In the data below, locate each line with the word "React" and list it.

## Task input
———

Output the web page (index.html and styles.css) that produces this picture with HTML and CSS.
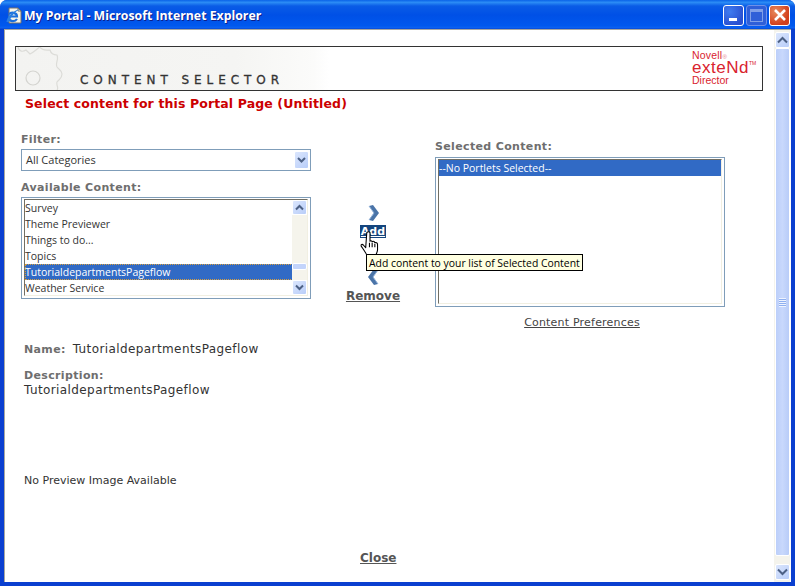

———

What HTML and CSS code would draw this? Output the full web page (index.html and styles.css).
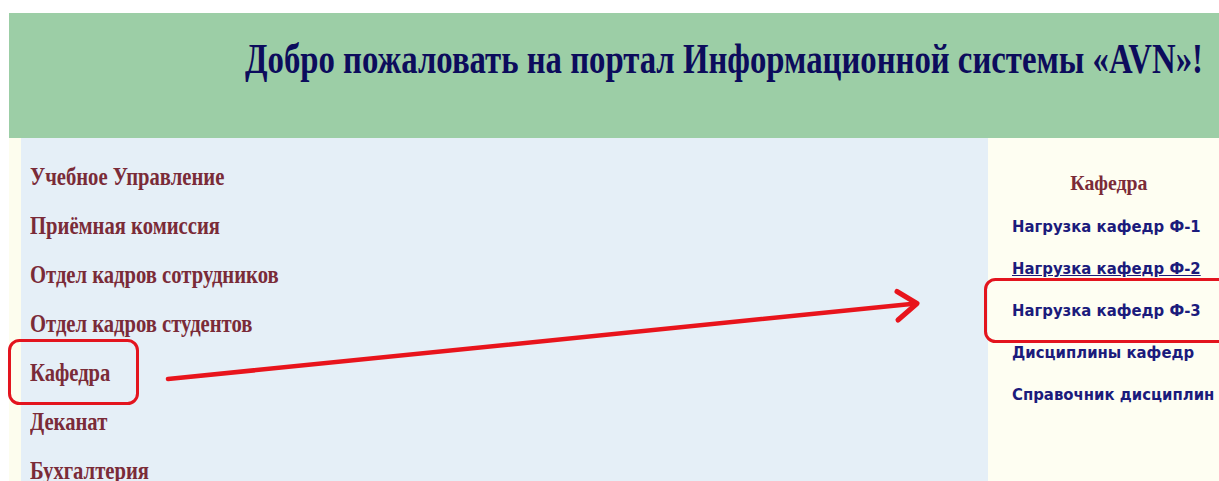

———

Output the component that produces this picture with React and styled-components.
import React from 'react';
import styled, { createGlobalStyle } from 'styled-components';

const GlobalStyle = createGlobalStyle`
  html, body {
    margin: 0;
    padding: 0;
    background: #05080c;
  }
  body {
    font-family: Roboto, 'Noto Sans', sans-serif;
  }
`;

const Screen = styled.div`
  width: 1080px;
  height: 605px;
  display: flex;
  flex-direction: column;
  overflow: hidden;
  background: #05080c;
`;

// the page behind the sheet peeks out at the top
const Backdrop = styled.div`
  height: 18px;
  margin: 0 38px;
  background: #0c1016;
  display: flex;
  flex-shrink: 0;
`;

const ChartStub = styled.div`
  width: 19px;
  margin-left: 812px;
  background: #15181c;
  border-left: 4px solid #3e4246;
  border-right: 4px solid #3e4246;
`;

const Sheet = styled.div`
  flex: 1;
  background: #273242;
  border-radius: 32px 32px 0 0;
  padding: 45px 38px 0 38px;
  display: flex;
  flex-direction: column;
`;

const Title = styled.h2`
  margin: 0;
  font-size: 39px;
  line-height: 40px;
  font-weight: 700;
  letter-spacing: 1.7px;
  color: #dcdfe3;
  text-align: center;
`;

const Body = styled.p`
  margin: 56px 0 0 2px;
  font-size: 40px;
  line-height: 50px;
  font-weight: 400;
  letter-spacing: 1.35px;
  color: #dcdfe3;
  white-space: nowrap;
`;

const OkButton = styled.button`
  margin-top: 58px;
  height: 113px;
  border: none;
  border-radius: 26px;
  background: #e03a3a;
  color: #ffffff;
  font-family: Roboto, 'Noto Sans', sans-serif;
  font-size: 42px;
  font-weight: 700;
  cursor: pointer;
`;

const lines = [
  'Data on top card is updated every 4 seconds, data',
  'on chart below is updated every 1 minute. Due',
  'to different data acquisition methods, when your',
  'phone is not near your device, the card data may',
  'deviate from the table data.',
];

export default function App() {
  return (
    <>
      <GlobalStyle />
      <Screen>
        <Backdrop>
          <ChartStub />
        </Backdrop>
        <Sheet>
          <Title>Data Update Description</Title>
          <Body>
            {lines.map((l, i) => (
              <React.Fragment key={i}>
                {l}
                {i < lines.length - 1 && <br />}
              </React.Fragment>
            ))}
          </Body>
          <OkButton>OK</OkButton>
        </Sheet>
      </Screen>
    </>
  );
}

———

## Reply to the task
Output the component that produces this picture with React and styled-components.
import React from 'react';
              <React.Fragment key={i}>
              </React.Fragment>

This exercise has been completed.